## START Data provided
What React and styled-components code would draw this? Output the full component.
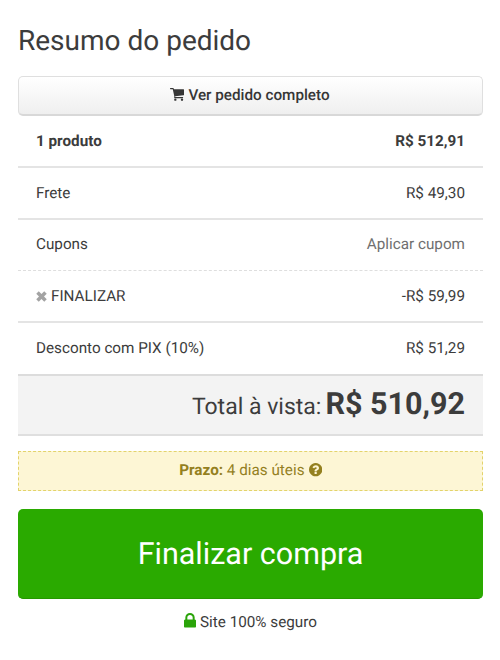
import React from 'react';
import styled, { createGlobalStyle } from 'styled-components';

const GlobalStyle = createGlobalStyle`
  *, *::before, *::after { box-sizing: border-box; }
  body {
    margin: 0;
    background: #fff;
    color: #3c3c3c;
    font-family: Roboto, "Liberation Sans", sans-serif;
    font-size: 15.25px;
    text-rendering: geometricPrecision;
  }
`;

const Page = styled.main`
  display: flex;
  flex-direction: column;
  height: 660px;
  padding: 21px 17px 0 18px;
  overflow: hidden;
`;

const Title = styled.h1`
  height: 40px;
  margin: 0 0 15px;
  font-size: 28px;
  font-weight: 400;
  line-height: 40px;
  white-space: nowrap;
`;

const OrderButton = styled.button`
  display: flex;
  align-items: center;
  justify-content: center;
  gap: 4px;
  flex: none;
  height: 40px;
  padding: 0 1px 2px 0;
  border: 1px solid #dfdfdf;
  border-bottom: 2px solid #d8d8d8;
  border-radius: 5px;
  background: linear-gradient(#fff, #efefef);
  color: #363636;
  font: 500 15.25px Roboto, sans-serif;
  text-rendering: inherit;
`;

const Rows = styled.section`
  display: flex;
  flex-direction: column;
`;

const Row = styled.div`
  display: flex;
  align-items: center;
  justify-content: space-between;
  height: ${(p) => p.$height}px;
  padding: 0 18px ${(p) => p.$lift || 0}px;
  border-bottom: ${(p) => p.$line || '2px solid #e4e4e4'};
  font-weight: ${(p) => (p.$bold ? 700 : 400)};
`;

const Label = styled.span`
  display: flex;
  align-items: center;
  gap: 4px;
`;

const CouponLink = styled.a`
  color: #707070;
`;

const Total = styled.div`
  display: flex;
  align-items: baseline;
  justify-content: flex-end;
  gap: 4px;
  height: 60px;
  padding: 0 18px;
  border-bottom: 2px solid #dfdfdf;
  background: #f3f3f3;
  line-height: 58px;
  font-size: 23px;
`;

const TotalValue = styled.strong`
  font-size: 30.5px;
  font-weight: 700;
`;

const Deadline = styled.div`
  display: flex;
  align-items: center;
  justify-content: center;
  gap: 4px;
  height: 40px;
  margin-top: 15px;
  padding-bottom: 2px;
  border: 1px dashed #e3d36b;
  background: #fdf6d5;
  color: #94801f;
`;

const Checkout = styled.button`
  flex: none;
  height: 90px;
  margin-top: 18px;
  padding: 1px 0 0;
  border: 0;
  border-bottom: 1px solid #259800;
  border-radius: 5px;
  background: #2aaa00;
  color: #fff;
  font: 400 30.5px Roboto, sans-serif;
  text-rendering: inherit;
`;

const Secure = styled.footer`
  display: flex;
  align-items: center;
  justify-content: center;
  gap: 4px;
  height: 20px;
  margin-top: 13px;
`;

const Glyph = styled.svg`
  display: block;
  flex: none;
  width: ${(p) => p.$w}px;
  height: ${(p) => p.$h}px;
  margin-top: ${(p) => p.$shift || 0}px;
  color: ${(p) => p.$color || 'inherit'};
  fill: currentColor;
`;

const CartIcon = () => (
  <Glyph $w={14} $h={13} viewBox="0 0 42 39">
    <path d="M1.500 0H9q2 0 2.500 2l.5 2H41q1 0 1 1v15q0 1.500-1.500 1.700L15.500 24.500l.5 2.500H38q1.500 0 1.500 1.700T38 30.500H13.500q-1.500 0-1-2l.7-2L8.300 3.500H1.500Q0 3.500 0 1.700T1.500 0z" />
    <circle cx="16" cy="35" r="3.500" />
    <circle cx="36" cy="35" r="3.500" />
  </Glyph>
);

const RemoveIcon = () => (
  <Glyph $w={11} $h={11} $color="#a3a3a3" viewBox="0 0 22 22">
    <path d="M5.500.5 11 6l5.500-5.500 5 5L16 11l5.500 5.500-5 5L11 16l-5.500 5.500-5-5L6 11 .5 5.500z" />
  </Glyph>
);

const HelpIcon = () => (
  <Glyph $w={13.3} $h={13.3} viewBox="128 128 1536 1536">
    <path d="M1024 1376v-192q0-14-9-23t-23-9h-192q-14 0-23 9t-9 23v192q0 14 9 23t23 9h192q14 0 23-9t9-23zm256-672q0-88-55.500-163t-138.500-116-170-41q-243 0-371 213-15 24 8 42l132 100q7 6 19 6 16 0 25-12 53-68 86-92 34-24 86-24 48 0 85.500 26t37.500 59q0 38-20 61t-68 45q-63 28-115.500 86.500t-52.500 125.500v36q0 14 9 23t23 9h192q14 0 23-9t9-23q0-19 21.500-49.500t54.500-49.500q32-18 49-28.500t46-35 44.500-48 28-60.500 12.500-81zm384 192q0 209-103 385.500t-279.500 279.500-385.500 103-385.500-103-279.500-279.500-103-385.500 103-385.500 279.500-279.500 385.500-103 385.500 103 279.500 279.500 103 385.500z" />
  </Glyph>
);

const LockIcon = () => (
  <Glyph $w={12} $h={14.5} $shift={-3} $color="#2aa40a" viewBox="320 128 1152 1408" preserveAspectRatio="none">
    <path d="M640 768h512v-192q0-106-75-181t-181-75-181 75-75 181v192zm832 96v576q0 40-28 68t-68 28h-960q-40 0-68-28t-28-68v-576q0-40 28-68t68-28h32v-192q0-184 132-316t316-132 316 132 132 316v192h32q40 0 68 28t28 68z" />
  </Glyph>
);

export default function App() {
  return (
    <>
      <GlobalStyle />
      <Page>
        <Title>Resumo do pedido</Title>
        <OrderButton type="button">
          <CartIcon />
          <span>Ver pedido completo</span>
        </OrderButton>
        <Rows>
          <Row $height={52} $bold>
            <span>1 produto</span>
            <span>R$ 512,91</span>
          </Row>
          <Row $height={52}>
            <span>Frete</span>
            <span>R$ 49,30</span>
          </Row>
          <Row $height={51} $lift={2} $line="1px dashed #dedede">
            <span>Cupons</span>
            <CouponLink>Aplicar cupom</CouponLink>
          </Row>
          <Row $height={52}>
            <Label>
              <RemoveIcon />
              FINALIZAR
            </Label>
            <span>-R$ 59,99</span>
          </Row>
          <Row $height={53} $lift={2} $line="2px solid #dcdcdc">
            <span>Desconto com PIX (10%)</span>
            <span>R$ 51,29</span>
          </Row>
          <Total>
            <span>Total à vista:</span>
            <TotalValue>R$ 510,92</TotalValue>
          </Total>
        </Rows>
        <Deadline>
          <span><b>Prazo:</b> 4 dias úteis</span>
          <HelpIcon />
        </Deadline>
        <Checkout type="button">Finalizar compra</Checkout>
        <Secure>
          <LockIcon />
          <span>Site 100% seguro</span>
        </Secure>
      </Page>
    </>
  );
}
## END Data provided
### [Task instructions]
Copy out all of the data word for word. Do not carry over any picture.

### [Answer to the exercise]
What React and styled-components code would draw this? Output the full component.
import React from 'react';
import styled, { createGlobalStyle } from 'styled-components';

const GlobalStyle = createGlobalStyle`
  *, *::before, *::after { box-sizing: border-box; }
  body {
    margin: 0;
    background: #fff;
    color: #3c3c3c;
    font-family: Roboto, "Liberation Sans", sans-serif;
    font-size: 15.25px;
    text-rendering: geometricPrecision;
  }
`;

const Page = styled.main`
  display: flex;
  flex-direction: column;
  height: 660px;
  padding: 21px 17px 0 18px;
  overflow: hidden;
`;

const Title = styled.h1`
  height: 40px;
  margin: 0 0 15px;
  font-size: 28px;
  font-weight: 400;
  line-height: 40px;
  white-space: nowrap;
`;

const OrderButton = styled.button`
  display: flex;
  align-items: center;
  justify-content: center;
  gap: 4px;
  flex: none;
  height: 40px;
  padding: 0 1px 2px 0;
  border: 1px solid #dfdfdf;
  border-bottom: 2px solid #d8d8d8;
  border-radius: 5px;
  background: linear-gradient(#fff, #efefef);
  color: #363636;
  font: 500 15.25px Roboto, sans-serif;
  text-rendering: inherit;
`;

const Rows = styled.section`
  display: flex;
  flex-direction: column;
`;

const Row = styled.div`
  display: flex;
  align-items: center;
  justify-content: space-between;
  height: ${(p) => p.$height}px;
  padding: 0 18px ${(p) => p.$lift || 0}px;
  border-bottom: ${(p) => p.$line || '2px solid #e4e4e4'};
  font-weight: ${(p) => (p.$bold ? 700 : 400)};
`;

const Label = styled.span`
  display: flex;
  align-items: center;
  gap: 4px;
`;

const CouponLink = styled.a`
  color: #707070;
`;

const Total = styled.div`
  display: flex;
  align-items: baseline;
  justify-content: flex-end;
  gap: 4px;
  height: 60px;
  padding: 0 18px;
  border-bottom: 2px solid #dfdfdf;
  background: #f3f3f3;
  line-height: 58px;
  font-size: 23px;
`;

const TotalValue = styled.strong`
  font-size: 30.5px;
  font-weight: 700;
`;

const Deadline = styled.div`
  display: flex;
  align-items: center;
  justify-content: center;
  gap: 4px;
  height: 40px;
  margin-top: 15px;
  padding-bottom: 2px;
  border: 1px dashed #e3d36b;
  background: #fdf6d5;
  color: #94801f;
`;

const Checkout = styled.button`
  flex: none;
  height: 90px;
  margin-top: 18px;
  padding: 1px 0 0;
  border: 0;
  border-bottom: 1px solid #259800;
  border-radius: 5px;
  background: #2aaa00;
  color: #fff;
  font: 400 30.5px Roboto, sans-serif;
  text-rendering: inherit;
`;

const Secure = styled.footer`
  display: flex;
  align-items: center;
  justify-content: center;
  gap: 4px;
  height: 20px;
  margin-top: 13px;
`;

const Glyph = styled.svg`
  display: block;
  flex: none;
  width: ${(p) => p.$w}px;
  height: ${(p) => p.$h}px;
  margin-top: ${(p) => p.$shift || 0}px;
  color: ${(p) => p.$color || 'inherit'};
  fill: currentColor;
`;

const CartIcon = () => (
  <Glyph $w={14} $h={13} viewBox="0 0 42 39">
    <path d="M1.500 0H9q2 0 2.500 2l.5 2H41q1 0 1 1v15q0 1.500-1.500 1.700L15.500 24.500l.5 2.500H38q1.500 0 1.500 1.700T38 30.500H13.500q-1.500 0-1-2l.7-2L8.300 3.500H1.500Q0 3.500 0 1.700T1.500 0z" />
    <circle cx="16" cy="35" r="3.500" />
    <circle cx="36" cy="35" r="3.500" />
  </Glyph>
);

const RemoveIcon = () => (
  <Glyph $w={11} $h={11} $color="#a3a3a3" viewBox="0 0 22 22">
    <path d="M5.500.5 11 6l5.500-5.500 5 5L16 11l5.500 5.500-5 5L11 16l-5.500 5.500-5-5L6 11 .5 5.500z" />
  </Glyph>
);

const HelpIcon = () => (
  <Glyph $w={13.3} $h={13.3} viewBox="128 128 1536 1536">
    <path d="M1024 1376v-192q0-14-9-23t-23-9h-192q-14 0-23 9t-9 23v192q0 14 9 23t23 9h192q14 0 23-9t9-23zm256-672q0-88-55.500-163t-138.500-116-170-41q-243 0-371 213-15 24 8 42l132 100q7 6 19 6 16 0 25-12 53-68 86-92 34-24 86-24 48 0 85.500 26t37.500 59q0 38-20 61t-68 45q-63 28-115.500 86.500t-52.500 125.500v36q0 14 9 23t23 9h192q14 0 23-9t9-23q0-19 21.500-49.500t54.500-49.500q32-18 49-28.500t46-35 44.500-48 28-60.500 12.500-81zm384 192q0 209-103 385.500t-279.500 279.500-385.500 103-385.500-103-279.500-279.500-103-385.500 103-385.500 279.500-279.500 385.500-103 385.500 103 279.500 279.500 103 385.500z" />
  </Glyph>
);

const LockIcon = () => (
  <Glyph $w={12} $h={14.5} $shift={-3} $color="#2aa40a" viewBox="320 128 1152 1408" preserveAspectRatio="none">
    <path d="M640 768h512v-192q0-106-75-181t-181-75-181 75-75 181v192zm832 96v576q0 40-28 68t-68 28h-960q-40 0-68-28t-28-68v-576q0-40 28-68t68-28h32v-192q0-184 132-316t316-132 316 132 132 316v192h32q40 0 68 28t28 68z" />
  </Glyph>
);

export default function App() {
  return (
    <>
      <GlobalStyle />
      <Page>
        <Title>Resumo do pedido</Title>
        <OrderButton type="button">
          <CartIcon />
          <span>Ver pedido completo</span>
        </OrderButton>
        <Rows>
          <Row $height={52} $bold>
            <span>1 produto</span>
            <span>R$ 512,91</span>
          </Row>
          <Row $height={52}>
            <span>Frete</span>
            <span>R$ 49,30</span>
          </Row>
          <Row $height={51} $lift={2} $line="1px dashed #dedede">
            <span>Cupons</span>
            <CouponLink>Aplicar cupom</CouponLink>
          </Row>
          <Row $height={52}>
            <Label>
              <RemoveIcon />
              FINALIZAR
            </Label>
            <span>-R$ 59,99</span>
          </Row>
          <Row $height={53} $lift={2} $line="2px solid #dcdcdc">
            <span>Desconto com PIX (10%)</span>
            <span>R$ 51,29</span>
          </Row>
          <Total>
            <span>Total à vista:</span>
            <TotalValue>R$ 510,92</TotalValue>
          </Total>
        </Rows>
        <Deadline>
          <span><b>Prazo:</b> 4 dias úteis</span>
          <HelpIcon />
        </Deadline>
        <Checkout type="button">Finalizar compra</Checkout>
        <Secure>
          <LockIcon />
          <span>Site 100% seguro</span>
        </Secure>
      </Page>
    </>
  );
}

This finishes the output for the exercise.